## CHALLENGE
Identify the lines holding "this" and copy them.

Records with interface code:
########################################
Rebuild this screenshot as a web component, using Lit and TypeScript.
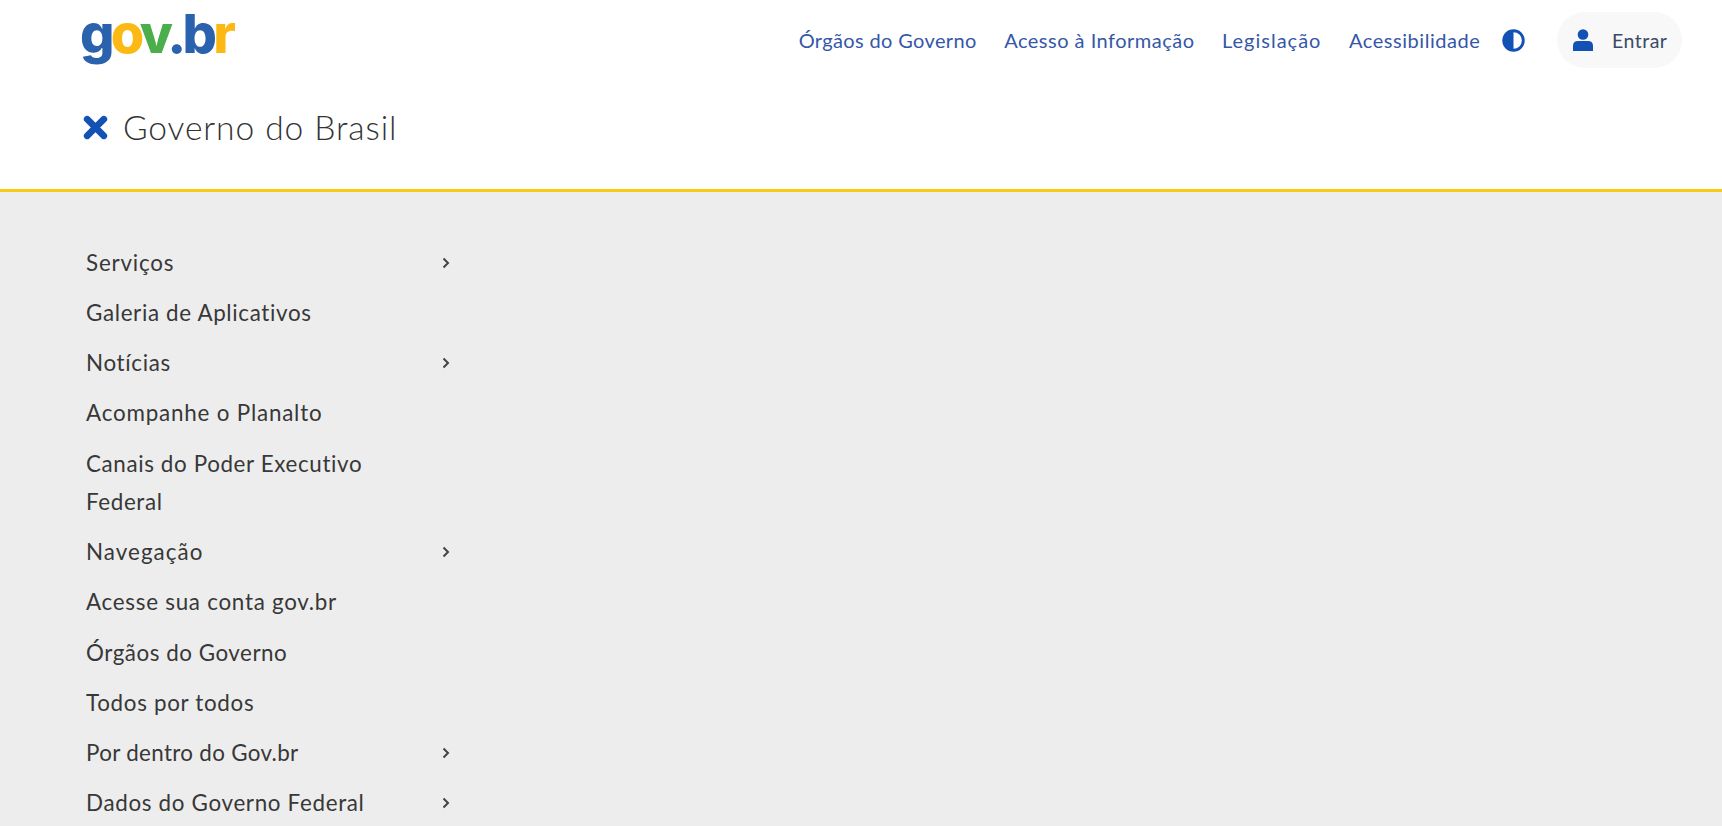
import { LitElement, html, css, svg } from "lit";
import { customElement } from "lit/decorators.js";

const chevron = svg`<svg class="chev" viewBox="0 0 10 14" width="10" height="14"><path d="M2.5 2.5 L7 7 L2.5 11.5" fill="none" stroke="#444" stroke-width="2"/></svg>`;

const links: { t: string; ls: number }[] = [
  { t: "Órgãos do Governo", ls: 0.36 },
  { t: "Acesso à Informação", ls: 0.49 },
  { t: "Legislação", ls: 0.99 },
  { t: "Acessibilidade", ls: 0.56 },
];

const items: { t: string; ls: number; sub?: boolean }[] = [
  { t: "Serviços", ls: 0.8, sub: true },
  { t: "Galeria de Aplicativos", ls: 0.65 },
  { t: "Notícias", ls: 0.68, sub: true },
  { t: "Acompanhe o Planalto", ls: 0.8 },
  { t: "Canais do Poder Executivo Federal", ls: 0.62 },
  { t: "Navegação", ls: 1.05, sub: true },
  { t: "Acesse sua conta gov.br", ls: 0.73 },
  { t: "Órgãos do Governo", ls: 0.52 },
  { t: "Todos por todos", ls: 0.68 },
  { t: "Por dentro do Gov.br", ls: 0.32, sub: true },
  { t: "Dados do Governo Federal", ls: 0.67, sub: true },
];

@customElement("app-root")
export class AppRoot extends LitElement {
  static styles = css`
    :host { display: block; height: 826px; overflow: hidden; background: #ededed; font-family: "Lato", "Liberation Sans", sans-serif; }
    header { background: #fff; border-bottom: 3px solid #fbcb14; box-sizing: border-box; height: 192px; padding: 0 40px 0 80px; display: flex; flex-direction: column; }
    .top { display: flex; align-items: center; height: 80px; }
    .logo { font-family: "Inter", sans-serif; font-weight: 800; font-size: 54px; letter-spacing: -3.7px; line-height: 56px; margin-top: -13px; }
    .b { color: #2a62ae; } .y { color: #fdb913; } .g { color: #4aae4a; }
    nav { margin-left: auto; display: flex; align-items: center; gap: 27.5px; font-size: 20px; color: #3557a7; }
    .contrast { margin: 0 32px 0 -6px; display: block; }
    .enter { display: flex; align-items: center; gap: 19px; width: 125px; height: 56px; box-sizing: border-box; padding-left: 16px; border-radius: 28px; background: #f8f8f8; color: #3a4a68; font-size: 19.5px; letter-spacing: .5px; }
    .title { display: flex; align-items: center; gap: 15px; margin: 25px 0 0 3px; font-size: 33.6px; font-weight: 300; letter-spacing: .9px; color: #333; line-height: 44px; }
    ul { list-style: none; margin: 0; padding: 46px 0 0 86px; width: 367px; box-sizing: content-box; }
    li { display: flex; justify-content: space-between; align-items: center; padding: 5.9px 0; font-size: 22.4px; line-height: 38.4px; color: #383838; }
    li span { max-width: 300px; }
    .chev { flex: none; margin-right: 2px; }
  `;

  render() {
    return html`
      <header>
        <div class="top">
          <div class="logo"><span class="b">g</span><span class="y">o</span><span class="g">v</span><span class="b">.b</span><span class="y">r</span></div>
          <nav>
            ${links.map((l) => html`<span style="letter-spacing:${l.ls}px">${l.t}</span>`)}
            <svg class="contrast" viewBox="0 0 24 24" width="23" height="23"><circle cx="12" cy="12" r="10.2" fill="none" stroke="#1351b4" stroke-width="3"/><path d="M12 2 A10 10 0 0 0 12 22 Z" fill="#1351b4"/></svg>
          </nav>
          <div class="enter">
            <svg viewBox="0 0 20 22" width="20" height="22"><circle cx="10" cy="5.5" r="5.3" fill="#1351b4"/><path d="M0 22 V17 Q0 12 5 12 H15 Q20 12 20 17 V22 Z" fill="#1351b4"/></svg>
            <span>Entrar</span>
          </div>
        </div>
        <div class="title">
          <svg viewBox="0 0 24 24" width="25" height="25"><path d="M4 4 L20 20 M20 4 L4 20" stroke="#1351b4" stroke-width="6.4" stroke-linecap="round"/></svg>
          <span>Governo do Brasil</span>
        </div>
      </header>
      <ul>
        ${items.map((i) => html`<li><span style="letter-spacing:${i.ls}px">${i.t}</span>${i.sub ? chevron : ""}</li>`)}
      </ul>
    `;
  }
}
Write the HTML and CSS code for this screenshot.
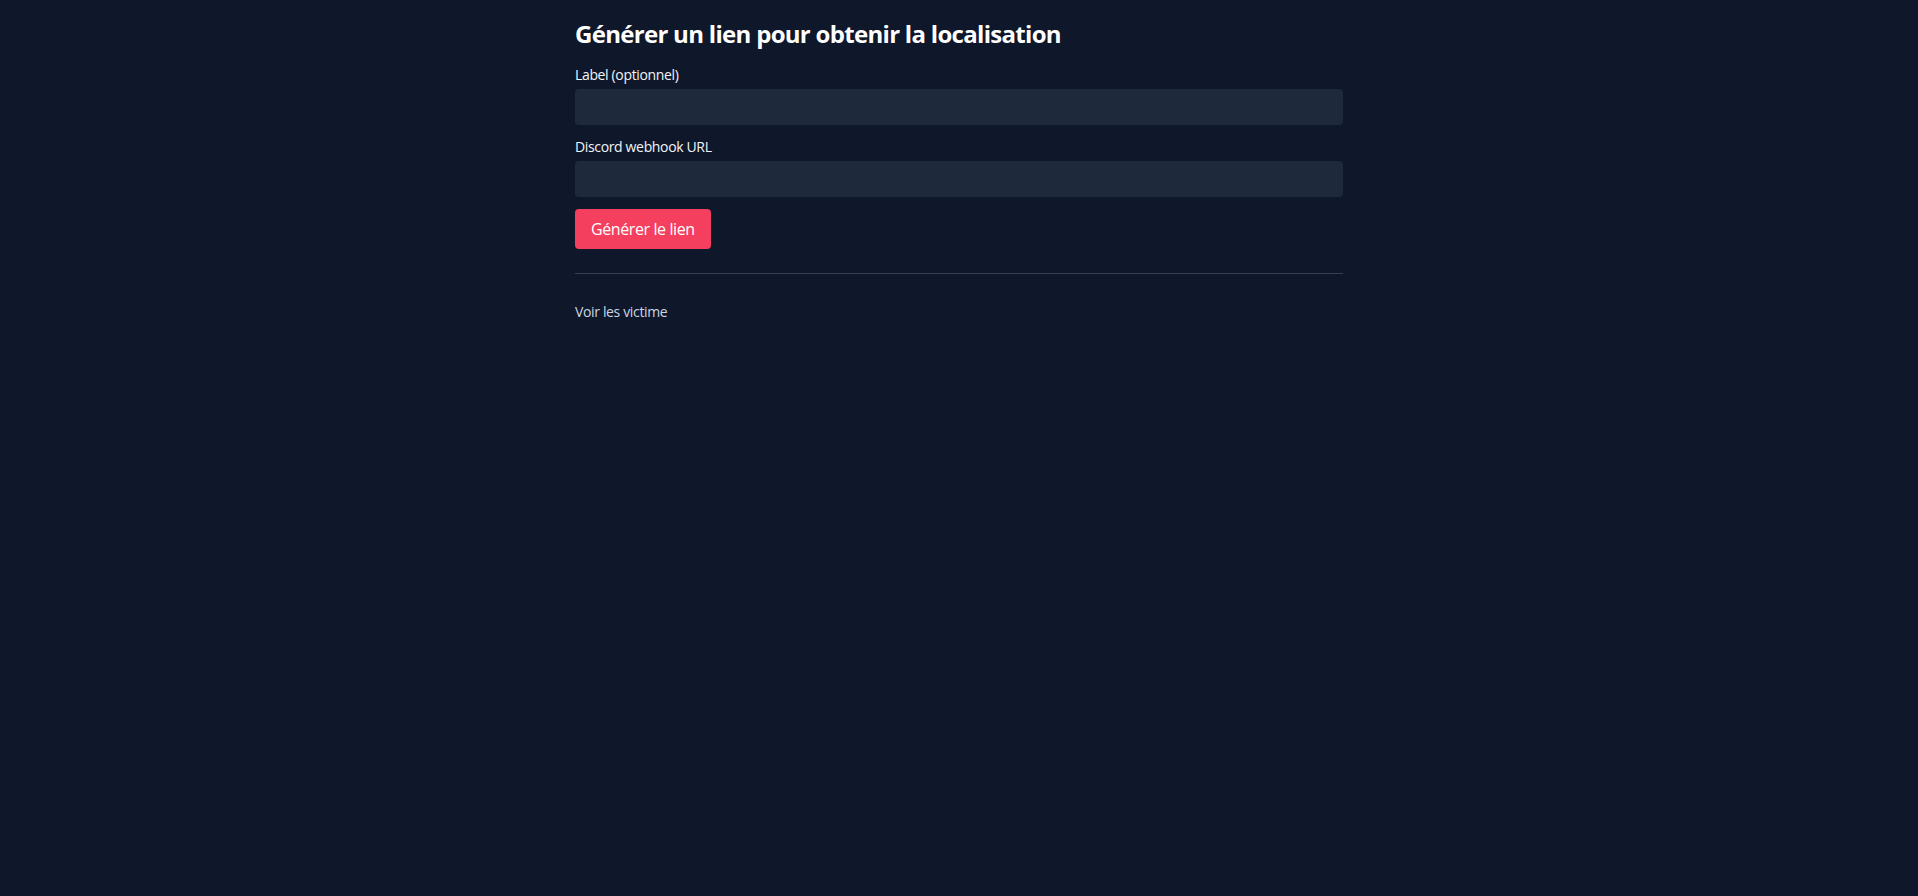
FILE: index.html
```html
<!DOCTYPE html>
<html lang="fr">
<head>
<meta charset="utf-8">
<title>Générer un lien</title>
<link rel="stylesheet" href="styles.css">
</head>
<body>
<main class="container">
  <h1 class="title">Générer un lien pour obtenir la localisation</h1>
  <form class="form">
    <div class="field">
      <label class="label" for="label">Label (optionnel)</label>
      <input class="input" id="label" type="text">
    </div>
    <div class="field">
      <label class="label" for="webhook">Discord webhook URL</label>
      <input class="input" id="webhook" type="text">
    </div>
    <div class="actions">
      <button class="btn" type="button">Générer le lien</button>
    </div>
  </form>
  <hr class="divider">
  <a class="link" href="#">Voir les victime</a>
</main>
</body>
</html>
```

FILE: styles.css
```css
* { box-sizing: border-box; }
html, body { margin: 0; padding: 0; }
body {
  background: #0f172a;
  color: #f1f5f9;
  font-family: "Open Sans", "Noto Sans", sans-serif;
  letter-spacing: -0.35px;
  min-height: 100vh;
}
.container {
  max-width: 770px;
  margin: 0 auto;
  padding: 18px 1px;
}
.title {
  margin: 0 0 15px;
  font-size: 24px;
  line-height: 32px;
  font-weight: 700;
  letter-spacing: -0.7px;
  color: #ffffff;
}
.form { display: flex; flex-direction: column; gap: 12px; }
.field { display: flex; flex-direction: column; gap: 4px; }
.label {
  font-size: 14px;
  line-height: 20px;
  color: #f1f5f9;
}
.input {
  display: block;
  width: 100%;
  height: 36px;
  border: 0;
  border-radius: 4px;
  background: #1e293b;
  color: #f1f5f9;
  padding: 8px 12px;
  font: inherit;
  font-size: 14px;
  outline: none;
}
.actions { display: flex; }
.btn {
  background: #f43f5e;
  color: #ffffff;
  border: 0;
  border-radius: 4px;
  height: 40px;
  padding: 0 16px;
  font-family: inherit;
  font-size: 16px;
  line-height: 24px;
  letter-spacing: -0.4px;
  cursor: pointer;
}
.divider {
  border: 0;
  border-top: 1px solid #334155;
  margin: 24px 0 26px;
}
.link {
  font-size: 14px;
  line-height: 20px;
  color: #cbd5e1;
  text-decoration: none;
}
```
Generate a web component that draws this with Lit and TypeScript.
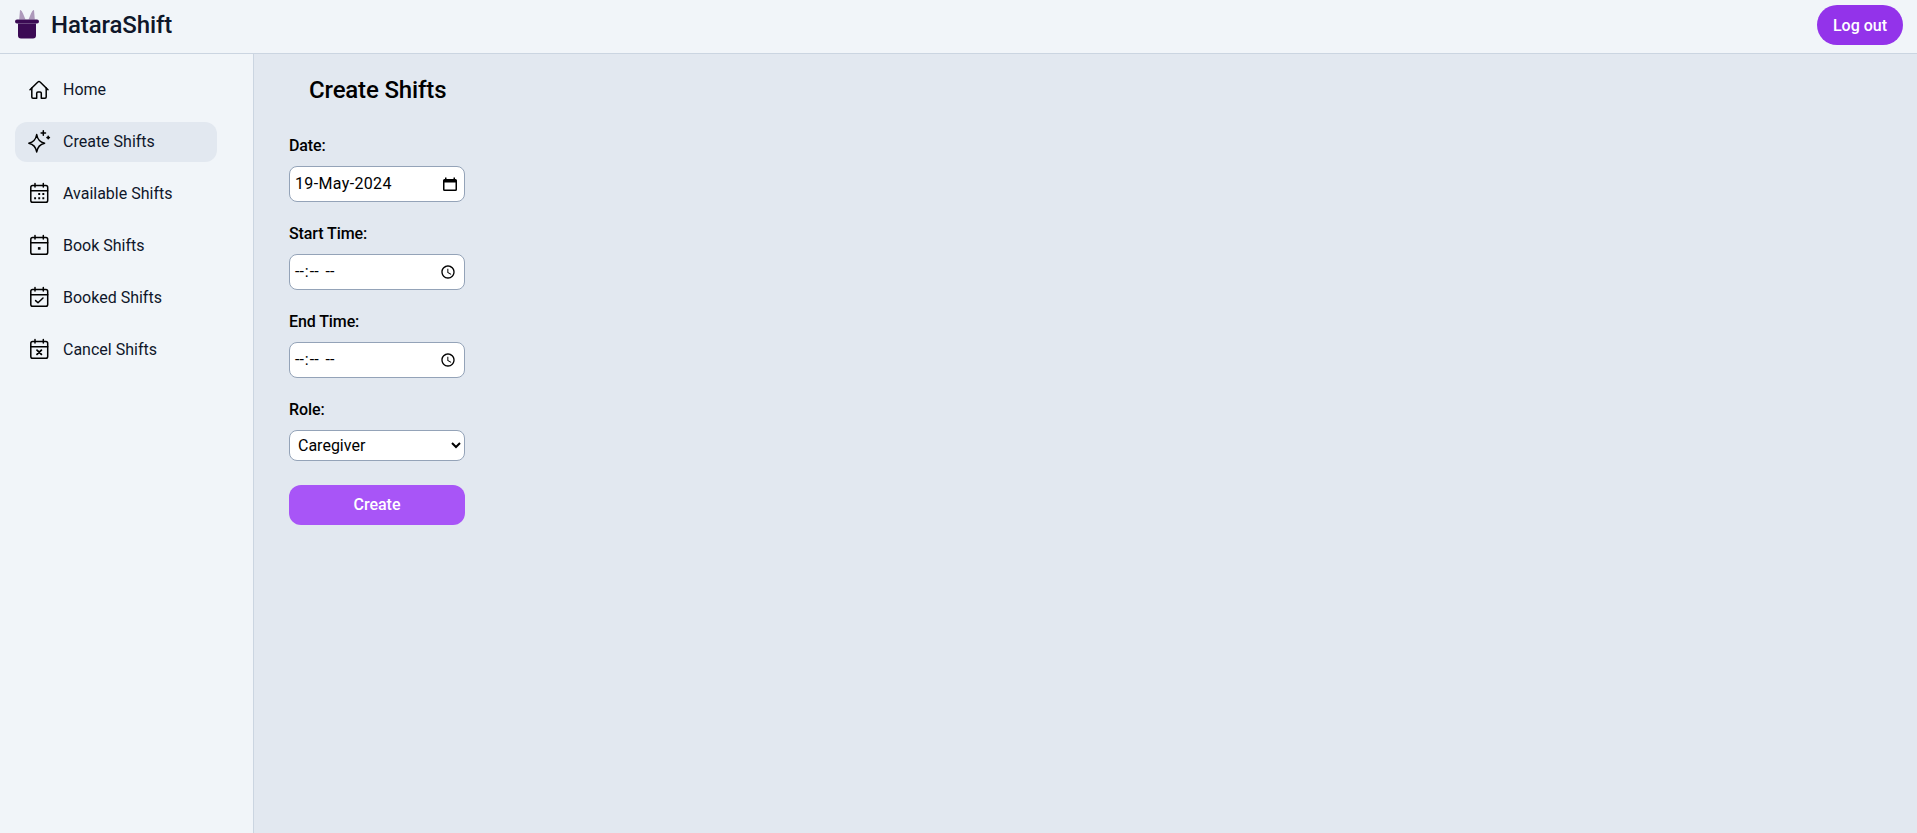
########################################
## WRITTEN REPLY
Rebuild this screenshot as a web component, using Lit and TypeScript.
Write the HTML and CSS code for this screenshot.
Generate a web component that draws this with Lit and TypeScript.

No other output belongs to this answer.